The ocean circulation system in the Atlantic responsible for this plastic transport is part of a far larger “thermohaline” ocean system driven by the temperature and salt content of oceans.
It is also often called an “overturning” circulation because cold, salty waters sink in the North Atlantic and travel back southward at deep ocean depths.


As humans now put 8 million tons of plastic in the ocean annually, learning how such currents affect the plastic’s global distribution is a key scientific focus.
Researchers, including Duarte, previously found that plastic slowly travels the world’s oceans but tends to linger in five “gyres,” or circular ocean currents in the subtropical oceans in both the northern and southern hemispheres.
One of those gyres is located in the Atlantic, which then feeds the Arctic.
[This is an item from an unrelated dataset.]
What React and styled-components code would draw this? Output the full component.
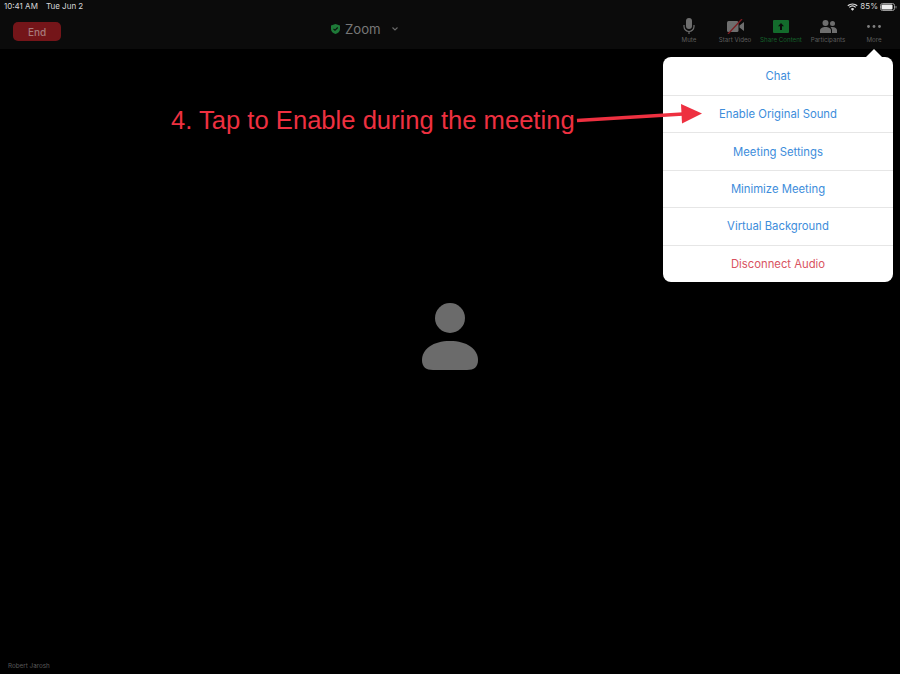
import React from "react";
import styled, { createGlobalStyle } from "styled-components";

const Global = createGlobalStyle`
  html, body { margin: 0; padding: 0; background: #000; }
  #root { width: 900px; height: 674px; overflow: hidden; }
`;
const Page = styled.div`
  position: relative; width: 900px; height: 674px; background: #000;
  display: flex; flex-direction: column; overflow: hidden;
  font-family: Inter, "Liberation Sans", sans-serif;
`;
const TopBar = styled.header`
  height: 49px; background: #0b0b0b; display: flex; flex-direction: column; flex: none;
`;
const StatusBar = styled.div`
  height: 13px; padding: 0 3px 0 4px; display: flex; justify-content: space-between; align-items: center;
  color: #d8d8d8; font-size: 8px; line-height: 13px;
`;
const StatusGroup = styled.div`display: flex; align-items: center; gap: ${p => p.$gap || 0}px;`;
const Toolbar = styled.div`
  flex: 1; display: grid; grid-template-columns: 318px auto 1fr; align-items: start; padding: 0 5px 0 13px;
`;
const EndButton = styled.div`
  width: 48px; height: 19px; margin-top: 9px; border-radius: 5px; background: #741519; color: #a77a7c;
  font-size: 10px; font-weight: 500; display: flex; align-items: center; justify-content: center;
`;
const Title = styled.div`
  display: flex; align-items: center; gap: 5px; color: #777; font-size: 13.2px; height: 33px; padding-bottom: 1px; box-sizing: border-box;
`;
const Tools = styled.div`display: flex; justify-content: flex-end;`;
const Tool = styled.div`
  width: ${p => p.$w}px; display: flex; flex-direction: column; align-items: center;
  color: ${p => p.$green ? "#14602a" : "#5e5e5e"}; font-size: 6.2px; line-height: 8px; white-space: nowrap;
`;
const ToolIcon = styled.div`height: 20px; margin-top: 3px; margin-bottom: 0; display: flex; align-items: center; justify-content: center;`;
const Stage = styled.main`
  flex: 1; display: flex; align-items: center; justify-content: center; padding-bottom: 49px;
`;
const Name = styled.div`
  position: absolute; left: 8px; bottom: 4px; color: #5a5a5a; font-size: 6.3px; line-height: 8px;
`;
const Popover = styled.nav`
  position: absolute; left: 663px; top: 57px; width: 230px; height: 225px; background: #fff; border-radius: 8px;
  display: grid; grid-template-rows: repeat(6, 1fr);
  &::before {
    content: ""; position: absolute; right: 11px; top: -8px; width: 16px; height: 8px; background: #fff;
    clip-path: polygon(50% 0, 100% 100%, 0 100%);
  }
`;
const Item = styled.div`
  box-sizing: border-box; min-height: 0;
  display: flex; align-items: center; justify-content: center; padding-top: ${p => p.$nudge ? 1 : 0}px;
  color: ${p => p.$danger ? "#d9535f" : "#3d8ddb"}; font-size: 11.3px;
  & + & { border-top: 1px solid #e6e6e6; }
`;
const Note = styled.div`
  position: absolute; left: 171px; top: 105px; color: #ee3040; font-family: "Liberation Sans", sans-serif; font-size: 25.6px; line-height: 30px; white-space: nowrap;
`;
const Arrow = styled.svg`position: absolute; left: 575px; top: 100px;`;

const Avatar = () => (
  <svg width="58" height="68" viewBox="0 0 58 68" fill="#6b6b6b">
    <circle cx="29" cy="15" r="15" />
    <path d="M29 38 C46 38 57 46 57 57 C57 64 53 67 46 67 L12 67 C5 67 1 64 1 57 C1 46 12 38 29 38 Z" />
  </svg>
);

export default function App() {
  return (
    <Page>
      <Global />
      <TopBar>
        <StatusBar>
          <StatusGroup $gap={8}><span>10:41 AM</span><span>Tue Jun 2</span></StatusGroup>
          <StatusGroup $gap={2}>
            <svg width="11" height="8" viewBox="0 0 11 8" fill="none" stroke="#e0e0e0" strokeWidth="1.2">
              <path d="M.8 2.8a7 7 0 0 1 9.4 0M2.3 4.4a4.8 4.8 0 0 1 6.4 0" />
              <path d="M5.5 7.8 3.8 5.9a2.5 2.5 0 0 1 3.4 0Z" fill="#e0e0e0" stroke="none" />
            </svg>
            <span>85%</span>
            <svg width="17" height="8" viewBox="0 0 17 8">
              <rect x=".5" y=".5" width="14" height="7" rx="2" fill="none" stroke="#999" />
              <rect x="1.5" y="1.5" width="11" height="5" rx="1" fill="#eee" />
              <rect x="15.5" y="3" width="1" height="2.4" fill="#888" />
            </svg>
          </StatusGroup>
        </StatusBar>
        <Toolbar>
          <div><EndButton>End</EndButton></div>
          <Title>
            <svg width="9" height="10" viewBox="0 0 9 10">
              <path d="M4.5 0 9 1.6V5c0 2.6-2 4.2-4.5 5C2 9.200 0 7.600 0 5V1.600Z" fill="#1e7a38" />
              <path d="M2.500 4.800 4 6.300 6.700 3.500" fill="none" stroke="#0b0b0b" strokeWidth="1.100" />
            </svg>
            <span>Zoom</span>
            <svg width="12" height="8" viewBox="0 0 12 8" fill="none" stroke="#6a6a6a" strokeWidth="1.100" style={{ marginLeft: 3 }}>
              <path d="M3.500 2.500 6 5l2.500-2.500" />
            </svg>
          </Title>
          <Tools>
            <Tool $w={44}>
              <ToolIcon>
                <svg width="12" height="17" viewBox="0 0 12 17">
                  <rect x="3" y="0" width="6" height="11" rx="3" fill="#6e6e6e" />
                  <path d="M1 7v1.500a5 5 0 0 0 10 0V7M6 13.500V16" fill="none" stroke="#6e6e6e" strokeWidth="1.200" />
                </svg>
              </ToolIcon>
              Mute
            </Tool>
            <Tool $w={48}>
              <ToolIcon>
                <svg width="17" height="15" viewBox="0 0 17 15">
                  <rect x="0" y="2" width="11.500" height="11" rx="1.500" fill="#6e6e6e" />
                  <path d="M12.500 6.500 17 3v9l-4.500-3.500Z" fill="#6e6e6e" />
                  <path d="M15 0 1 15" stroke="#7c1b20" strokeWidth="1.300" />
                </svg>
              </ToolIcon>
              Start Video
            </Tool>
            <Tool $w={44} $green>
              <ToolIcon>
                <svg width="16" height="13" viewBox="0 0 16 13">
                  <rect width="16" height="13" rx="1" fill="#136c2c" />
                  <path d="M8 3 11 6.300H9V10H7V6.300H5Z" fill="#0b0b0b" />
                </svg>
              </ToolIcon>
              Share Content
            </Tool>
            <Tool $w={50}>
              <ToolIcon>
                <svg width="17" height="13" viewBox="0 0 17 13" fill="#6e6e6e">
                  <circle cx="5.500" cy="3" r="3" />
                  <circle cx="12.500" cy="3.500" r="2.500" />
                  <path d="M0 13V10.500C0 8.500 2.500 7 5.500 7s5.500 1.500 5.500 3.500V13Z" />
                  <path d="M12 13V10.500C12 9 11.500 8 10.500 7.200 11 7 11.800 7 12.500 7 15 7 17 8.300 17 10.200V13Z" />
                </svg>
              </ToolIcon>
              Participants
            </Tool>
            <Tool $w={42}>
              <ToolIcon>
                <svg width="14" height="3" viewBox="0 0 14 3" fill="#808080">
                  <circle cx="1.500" cy="1.500" r="1.400" /><circle cx="7" cy="1.500" r="1.400" /><circle cx="12.500" cy="1.500" r="1.400" />
                </svg>
              </ToolIcon>
              More
            </Tool>
          </Tools>
        </Toolbar>
      </TopBar>
      <Stage><Avatar /></Stage>
      <Name>Robert Jarosh</Name>
      <Popover>
        <Item $nudge>Chat</Item>
        <Item $nudge>Enable Original Sound</Item>
        <Item $nudge>Meeting Settings</Item>
        <Item>Minimize Meeting</Item>
        <Item>Virtual Background</Item>
        <Item $danger>Disconnect Audio</Item>
      </Popover>
      <Note>4. Tap to Enable during the meeting</Note>
      <Arrow width="130" height="30" viewBox="0 0 130 30">
        <path d="M2 20.500 L108 14" stroke="#ee3040" strokeWidth="3.500" fill="none" />
        <path d="M106 4 L127 13.500 L107 23.500 Z" fill="#ee3040" />
      </Arrow>
    </Page>
  );
}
 Aurora, a three-year-old polar bear, was found with her sister in the Arctic Ocean in May 2010 and brought to the Royev Ruchey Zoo in Siberia.
photo : Ilya Naymushin / Reuters

Scientists noted that the vast majority of ocean plastic becomes lost before it reaches the Arctic.
They aren’t sure where most of the plastic falls out and are researching to determine those locations.
“The plastic that escapes those traps is the one that actually makes it into the Arctic,” Duarte said.
“But when it enters the Arctic, there is no way out, it just stays there and is stuck there.”
Because it takes such a long time for plastic to travel across the world in ocean currents, the study concludes that the current waste is largely the work of North Americans and Europeans, who dumped it in the Atlantic.
Waste from other parts of the world that dump huge volumes of plastic into the oceans is still in transit.
Rochman said she feared that as the Arctic becomes more accessible because of ice melt linked to climate change, more plastic could wash in.
“As the ice melts, we may see increasing concentrations of plastic in the Arctic due to the opening of passageways for vessels and plastics in surface currents,” she said, “as well as plastics in the ice becoming free to float and interact with marine animals upon melting.”